Abdullahi Farah with Deputy Mayor Hyeok Kim and SPD Acting Lieutenant Adrian Diaz.
SEATTLE (May 13, 2017) – Community members gathered at City Hall to celebrate the completion of a groundbreaking program intended to keep immigrant young people out of the criminal justice system.
Eeight-week-long Immigrant Family Institute (IFI) brought together 42 immigrant family members who have experienced the juvenile justice system and 12 Seattle police officers to engage in group discussions and interactive workshops. The Seattle Police Department (SPD) attendees included frontline officers from community police teams and patrol. The families included 15 caregivers and 17 young people who have immigrated to Seattle from Cambodia, Eritrea, Ethiopia, Guatemala, Mexico, and Somalia. A team of interpreters, facilitators, and presenters helped support the curriculum.
IFI builds off the award-winning success of the Refugee Women’s Institute (RWI) launched in September of 2014. OIRA designed this innovative program to build understanding and trust between refugee communities in Seattle and the SPD. The institute, the first of its kind in the nation, aimed to build a grassroots network of refugee women leaders while increasing the cultural competency of the female officers who participated. Evaluations of the program showed the RWI participants reported stronger one-on-one relationships with each other.

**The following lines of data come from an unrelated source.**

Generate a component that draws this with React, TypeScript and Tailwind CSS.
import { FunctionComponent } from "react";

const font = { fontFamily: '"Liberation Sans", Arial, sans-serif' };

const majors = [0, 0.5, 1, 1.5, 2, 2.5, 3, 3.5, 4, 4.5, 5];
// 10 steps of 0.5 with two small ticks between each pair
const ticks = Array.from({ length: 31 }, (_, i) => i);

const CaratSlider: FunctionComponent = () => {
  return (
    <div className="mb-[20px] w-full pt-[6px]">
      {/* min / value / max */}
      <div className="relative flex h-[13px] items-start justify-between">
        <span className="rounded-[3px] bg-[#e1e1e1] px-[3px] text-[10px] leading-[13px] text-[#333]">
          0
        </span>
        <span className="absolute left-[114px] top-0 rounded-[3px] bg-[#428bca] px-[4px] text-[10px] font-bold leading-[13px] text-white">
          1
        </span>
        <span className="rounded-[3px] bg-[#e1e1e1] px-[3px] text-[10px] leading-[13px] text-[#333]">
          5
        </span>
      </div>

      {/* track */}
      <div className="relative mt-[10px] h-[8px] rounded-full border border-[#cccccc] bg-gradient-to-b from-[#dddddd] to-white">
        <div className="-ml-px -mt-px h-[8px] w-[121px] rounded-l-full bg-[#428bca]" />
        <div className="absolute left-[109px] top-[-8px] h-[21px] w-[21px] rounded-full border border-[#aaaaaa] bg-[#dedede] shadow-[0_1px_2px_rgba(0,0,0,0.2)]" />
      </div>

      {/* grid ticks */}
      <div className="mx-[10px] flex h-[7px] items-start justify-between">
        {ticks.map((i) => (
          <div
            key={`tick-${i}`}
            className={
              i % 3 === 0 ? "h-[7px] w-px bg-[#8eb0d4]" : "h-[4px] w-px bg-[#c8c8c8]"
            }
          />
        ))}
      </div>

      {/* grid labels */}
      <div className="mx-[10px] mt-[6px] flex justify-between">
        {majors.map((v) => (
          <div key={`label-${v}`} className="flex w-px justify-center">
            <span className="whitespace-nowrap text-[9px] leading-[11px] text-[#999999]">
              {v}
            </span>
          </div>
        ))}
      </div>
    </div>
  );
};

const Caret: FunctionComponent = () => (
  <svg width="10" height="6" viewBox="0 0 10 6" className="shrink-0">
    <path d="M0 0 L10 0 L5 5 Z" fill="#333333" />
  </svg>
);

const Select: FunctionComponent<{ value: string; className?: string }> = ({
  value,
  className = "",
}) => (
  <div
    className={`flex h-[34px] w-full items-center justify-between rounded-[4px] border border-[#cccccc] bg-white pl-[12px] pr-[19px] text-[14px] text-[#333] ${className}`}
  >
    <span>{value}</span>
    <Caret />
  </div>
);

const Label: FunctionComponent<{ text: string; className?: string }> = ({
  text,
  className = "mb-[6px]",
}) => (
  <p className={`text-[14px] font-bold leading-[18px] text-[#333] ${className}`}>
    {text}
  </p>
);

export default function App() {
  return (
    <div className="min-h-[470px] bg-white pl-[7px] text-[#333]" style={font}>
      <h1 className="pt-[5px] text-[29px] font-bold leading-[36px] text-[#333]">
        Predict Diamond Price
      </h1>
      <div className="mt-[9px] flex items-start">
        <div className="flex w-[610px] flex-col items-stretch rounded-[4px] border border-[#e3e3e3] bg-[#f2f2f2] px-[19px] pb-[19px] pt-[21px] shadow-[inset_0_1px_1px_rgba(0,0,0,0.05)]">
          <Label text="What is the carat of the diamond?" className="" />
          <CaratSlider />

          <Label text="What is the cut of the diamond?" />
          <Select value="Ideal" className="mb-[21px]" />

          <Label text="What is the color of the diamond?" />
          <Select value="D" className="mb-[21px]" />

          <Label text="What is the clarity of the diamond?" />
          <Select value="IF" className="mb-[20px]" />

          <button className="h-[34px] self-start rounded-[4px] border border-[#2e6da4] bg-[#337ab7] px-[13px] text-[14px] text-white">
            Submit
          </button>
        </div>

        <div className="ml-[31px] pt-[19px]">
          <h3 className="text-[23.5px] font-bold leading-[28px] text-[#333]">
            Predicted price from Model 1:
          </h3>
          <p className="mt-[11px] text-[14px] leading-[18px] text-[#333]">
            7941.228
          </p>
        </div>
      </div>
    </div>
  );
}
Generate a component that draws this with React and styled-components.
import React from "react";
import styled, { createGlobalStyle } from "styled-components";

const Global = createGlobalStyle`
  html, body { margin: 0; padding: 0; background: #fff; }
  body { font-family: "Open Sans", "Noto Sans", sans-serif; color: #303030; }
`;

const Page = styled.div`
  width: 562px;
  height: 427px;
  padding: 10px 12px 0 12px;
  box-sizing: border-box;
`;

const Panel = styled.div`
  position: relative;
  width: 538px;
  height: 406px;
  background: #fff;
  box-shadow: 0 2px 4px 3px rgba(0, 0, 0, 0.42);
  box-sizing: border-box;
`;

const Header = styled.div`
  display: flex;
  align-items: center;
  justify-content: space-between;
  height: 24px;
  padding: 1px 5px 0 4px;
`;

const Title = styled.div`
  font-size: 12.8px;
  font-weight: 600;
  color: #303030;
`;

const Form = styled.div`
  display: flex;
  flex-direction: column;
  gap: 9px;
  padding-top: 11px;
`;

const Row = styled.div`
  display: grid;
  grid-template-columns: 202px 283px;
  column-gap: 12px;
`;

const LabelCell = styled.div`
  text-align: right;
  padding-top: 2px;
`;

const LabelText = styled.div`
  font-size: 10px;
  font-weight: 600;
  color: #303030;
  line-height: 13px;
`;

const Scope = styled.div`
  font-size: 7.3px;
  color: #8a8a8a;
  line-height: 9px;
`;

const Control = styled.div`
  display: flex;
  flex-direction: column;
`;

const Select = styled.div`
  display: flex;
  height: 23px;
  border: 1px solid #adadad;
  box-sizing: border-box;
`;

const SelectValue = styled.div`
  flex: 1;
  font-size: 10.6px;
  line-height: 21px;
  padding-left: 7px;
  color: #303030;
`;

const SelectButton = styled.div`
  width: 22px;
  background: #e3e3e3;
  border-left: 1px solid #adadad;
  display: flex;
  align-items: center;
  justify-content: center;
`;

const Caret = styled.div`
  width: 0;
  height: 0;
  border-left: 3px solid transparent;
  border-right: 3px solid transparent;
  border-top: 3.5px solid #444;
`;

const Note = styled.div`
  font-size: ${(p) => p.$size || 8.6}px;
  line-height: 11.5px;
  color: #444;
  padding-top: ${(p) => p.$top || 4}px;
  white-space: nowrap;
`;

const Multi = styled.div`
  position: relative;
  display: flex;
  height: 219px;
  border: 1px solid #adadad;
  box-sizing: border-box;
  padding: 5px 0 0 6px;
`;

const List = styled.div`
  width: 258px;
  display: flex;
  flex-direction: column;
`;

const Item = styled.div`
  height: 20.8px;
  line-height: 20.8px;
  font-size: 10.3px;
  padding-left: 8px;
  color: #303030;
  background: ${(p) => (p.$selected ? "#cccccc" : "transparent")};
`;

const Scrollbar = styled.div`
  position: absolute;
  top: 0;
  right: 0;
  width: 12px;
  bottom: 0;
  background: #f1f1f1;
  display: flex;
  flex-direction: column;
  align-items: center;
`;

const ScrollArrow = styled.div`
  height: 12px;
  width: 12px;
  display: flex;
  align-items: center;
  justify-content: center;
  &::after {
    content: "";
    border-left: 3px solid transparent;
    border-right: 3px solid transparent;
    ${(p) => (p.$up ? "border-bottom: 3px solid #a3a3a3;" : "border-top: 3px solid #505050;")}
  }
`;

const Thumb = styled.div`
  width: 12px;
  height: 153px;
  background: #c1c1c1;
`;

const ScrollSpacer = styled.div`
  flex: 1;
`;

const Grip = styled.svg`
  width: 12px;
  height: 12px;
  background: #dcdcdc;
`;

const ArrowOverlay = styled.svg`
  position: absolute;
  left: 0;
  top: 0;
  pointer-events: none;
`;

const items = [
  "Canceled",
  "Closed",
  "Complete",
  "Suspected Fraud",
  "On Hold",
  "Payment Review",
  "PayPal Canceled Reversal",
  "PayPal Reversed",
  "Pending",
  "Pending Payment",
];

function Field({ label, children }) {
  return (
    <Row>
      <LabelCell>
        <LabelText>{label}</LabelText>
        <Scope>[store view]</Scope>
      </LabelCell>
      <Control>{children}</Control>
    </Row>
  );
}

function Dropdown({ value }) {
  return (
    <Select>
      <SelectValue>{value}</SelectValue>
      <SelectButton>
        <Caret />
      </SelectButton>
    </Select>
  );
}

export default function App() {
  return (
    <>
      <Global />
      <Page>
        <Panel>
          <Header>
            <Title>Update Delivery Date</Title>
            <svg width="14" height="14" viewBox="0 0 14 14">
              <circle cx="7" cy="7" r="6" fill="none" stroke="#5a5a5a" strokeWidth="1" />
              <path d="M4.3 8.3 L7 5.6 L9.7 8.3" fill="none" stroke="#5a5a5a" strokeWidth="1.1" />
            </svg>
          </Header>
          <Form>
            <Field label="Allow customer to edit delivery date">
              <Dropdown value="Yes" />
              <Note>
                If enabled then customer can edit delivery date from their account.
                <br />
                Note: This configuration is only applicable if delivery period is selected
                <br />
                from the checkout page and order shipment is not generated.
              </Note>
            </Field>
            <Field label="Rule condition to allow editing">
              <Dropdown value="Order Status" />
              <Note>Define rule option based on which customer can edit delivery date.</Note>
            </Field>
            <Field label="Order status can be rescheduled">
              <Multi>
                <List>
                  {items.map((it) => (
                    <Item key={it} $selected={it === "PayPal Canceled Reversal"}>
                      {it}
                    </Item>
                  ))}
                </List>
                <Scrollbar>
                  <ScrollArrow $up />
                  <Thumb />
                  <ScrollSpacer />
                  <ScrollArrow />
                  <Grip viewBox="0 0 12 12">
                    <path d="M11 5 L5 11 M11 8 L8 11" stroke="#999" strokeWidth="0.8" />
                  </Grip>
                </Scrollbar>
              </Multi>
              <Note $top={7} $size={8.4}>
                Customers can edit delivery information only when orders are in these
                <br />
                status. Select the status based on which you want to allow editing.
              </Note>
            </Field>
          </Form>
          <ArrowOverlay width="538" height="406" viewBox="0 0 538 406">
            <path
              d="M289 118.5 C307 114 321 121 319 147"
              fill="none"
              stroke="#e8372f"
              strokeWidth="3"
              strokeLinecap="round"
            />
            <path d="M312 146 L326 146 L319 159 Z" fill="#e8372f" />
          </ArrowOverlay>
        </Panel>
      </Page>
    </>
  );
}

And short- and long-term data indicated that the participants had meaningful interactions that helped overcome bias for both communities. In 2015, the U.S. Conference of Mayors selected RWI for an innovation award.

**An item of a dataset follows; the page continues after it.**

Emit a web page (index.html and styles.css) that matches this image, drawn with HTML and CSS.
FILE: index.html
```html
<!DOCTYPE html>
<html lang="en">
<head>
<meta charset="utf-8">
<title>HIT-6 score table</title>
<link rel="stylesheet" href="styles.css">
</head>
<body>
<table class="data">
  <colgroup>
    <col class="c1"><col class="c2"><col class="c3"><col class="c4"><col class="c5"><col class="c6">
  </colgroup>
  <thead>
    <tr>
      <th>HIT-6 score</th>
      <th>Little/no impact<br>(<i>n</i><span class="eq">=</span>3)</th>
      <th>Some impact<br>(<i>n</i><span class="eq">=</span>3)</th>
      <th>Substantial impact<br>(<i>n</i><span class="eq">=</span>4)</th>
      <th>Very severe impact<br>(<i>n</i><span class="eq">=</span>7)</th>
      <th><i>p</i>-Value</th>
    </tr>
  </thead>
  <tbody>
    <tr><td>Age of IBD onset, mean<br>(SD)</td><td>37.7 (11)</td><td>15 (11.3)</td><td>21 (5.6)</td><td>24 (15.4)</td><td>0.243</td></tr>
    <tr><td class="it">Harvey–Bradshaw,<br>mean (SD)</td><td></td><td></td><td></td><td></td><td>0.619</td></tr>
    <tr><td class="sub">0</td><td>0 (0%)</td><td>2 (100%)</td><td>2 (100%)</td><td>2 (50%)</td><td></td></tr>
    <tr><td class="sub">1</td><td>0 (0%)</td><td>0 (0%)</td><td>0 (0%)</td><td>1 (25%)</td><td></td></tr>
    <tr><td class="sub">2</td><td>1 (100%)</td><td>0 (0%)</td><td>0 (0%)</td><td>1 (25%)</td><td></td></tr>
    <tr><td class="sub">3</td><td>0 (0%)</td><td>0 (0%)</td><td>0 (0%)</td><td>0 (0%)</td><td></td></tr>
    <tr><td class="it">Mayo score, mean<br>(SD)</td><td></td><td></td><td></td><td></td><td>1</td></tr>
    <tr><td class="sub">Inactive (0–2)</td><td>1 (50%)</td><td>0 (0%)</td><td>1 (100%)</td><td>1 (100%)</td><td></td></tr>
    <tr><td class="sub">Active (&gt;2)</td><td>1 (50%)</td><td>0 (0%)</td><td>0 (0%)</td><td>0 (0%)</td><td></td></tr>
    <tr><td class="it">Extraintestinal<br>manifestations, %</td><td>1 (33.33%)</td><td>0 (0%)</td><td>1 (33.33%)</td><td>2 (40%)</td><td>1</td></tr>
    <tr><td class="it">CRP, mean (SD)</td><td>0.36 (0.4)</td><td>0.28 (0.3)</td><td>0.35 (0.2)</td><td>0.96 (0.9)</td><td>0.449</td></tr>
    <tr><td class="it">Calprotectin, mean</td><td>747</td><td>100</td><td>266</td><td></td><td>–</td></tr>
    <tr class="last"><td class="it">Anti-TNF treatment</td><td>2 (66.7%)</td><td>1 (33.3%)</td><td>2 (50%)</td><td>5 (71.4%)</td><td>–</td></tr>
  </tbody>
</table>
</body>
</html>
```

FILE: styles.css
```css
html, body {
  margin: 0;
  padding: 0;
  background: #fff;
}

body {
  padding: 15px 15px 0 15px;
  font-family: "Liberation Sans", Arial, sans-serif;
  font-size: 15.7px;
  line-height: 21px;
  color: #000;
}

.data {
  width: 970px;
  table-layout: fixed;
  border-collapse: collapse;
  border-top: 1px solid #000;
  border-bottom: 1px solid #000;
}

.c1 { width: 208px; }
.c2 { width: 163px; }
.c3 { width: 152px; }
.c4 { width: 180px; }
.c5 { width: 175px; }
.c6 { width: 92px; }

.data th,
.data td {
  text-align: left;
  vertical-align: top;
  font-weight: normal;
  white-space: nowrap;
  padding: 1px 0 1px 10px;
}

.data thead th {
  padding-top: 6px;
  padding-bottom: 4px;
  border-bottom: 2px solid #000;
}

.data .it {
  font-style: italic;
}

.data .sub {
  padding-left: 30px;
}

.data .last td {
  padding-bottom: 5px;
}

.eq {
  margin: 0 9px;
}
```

“During RWI, we heard mentioned repeatedly a need to build trust and relationships between not only police officers and refugee communities, but also between foreign-born parents and their children,” says OIRA director Cuc Vu who herself was raised in a refugee family in Olympia. “That’s why when our office considered the next step for RWI, we quickly recognized the need to ensure that kids from immigrant families also benefited from bridge-building conversations.”

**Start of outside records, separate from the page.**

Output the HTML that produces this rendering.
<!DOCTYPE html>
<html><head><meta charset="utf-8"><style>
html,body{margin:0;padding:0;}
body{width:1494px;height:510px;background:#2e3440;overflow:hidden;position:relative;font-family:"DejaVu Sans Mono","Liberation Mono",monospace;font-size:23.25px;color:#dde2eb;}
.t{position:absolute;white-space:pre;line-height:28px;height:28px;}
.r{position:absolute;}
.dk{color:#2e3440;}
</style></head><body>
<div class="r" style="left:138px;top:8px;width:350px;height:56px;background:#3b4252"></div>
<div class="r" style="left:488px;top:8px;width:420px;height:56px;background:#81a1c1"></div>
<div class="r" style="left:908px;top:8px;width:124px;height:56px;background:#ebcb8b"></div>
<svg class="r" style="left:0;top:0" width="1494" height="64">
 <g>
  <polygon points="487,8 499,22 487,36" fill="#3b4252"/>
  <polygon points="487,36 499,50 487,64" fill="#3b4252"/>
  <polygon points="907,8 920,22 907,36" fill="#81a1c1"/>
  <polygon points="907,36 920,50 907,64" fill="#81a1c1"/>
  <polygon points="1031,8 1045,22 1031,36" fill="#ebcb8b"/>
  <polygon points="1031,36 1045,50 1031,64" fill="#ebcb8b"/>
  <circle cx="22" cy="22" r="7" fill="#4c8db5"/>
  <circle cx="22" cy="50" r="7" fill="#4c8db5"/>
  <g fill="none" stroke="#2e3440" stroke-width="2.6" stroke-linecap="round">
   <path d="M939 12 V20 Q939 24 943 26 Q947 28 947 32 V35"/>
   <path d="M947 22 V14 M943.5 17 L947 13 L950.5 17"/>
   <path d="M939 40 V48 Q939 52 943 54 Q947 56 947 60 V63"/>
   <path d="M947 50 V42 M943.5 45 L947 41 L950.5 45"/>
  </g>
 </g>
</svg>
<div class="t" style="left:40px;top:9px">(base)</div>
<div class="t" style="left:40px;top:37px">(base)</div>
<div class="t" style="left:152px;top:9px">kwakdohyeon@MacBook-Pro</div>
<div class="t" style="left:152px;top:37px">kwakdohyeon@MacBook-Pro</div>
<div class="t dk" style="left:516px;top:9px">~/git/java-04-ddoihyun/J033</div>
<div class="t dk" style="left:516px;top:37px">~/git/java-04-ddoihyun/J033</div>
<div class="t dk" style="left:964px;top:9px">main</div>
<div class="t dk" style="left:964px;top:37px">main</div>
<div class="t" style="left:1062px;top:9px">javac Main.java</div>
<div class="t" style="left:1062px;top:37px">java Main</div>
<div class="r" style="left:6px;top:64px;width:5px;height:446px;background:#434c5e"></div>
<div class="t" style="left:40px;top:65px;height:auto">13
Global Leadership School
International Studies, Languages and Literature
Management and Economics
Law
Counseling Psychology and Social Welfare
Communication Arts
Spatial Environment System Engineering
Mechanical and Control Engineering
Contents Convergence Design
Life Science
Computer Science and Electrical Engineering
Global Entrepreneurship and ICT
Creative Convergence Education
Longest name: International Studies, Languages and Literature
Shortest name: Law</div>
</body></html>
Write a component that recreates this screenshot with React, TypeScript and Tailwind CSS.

The work of building IFI started shortly after RWI ended, with the creation of the IFI Advisory Committee. Members of this body includes immigrant youth of color, immigrant/refugee parents, and other key stakeholders from the juvenile justice system, community-based organizations, King County, City of Seattle, service providers, and academia. This committee helped shape key aspects of the program, including the curriculum, recruitment, and outreach. They also helped create the program’s objectives:
Strengthen the leadership skills of immigrant youth of color and their caregivers to understand and navigate City, educational, and legal systems.
Bolster trust between immigrant families and the police, so that families are better able to self-advocate and to find resources to help them overcome systemic barriers.
Help Seattle Police Officers be more culturally responsive in serving immigrant youth of color and their families.
The program organizers envision that the above objectives will help empower immigrant youth that are disproportionately represented in the juvenile justice system, disrupting pathways to that system.
During the graduation event at City Hall, the attendees heard from Deputy Mayor Hyeok Kim, SPD Acting Lieutenant Adrian Diaz, and OIRA Director Cuc Vu. Participants also shared their reasons for participating in IFI, as well as their favorite moments. Program participant Abdullahi Farah talked about how his grades started to increase after the first few weeks in the program.
Program participant Khadra Mohamed who is a Somali refugee and whose son also participated in the program stressed the importance of not only continuing the program, but also expanding it, “I think it would also be best to have such a program closer to our neighborhood. Many families will benefit from it.”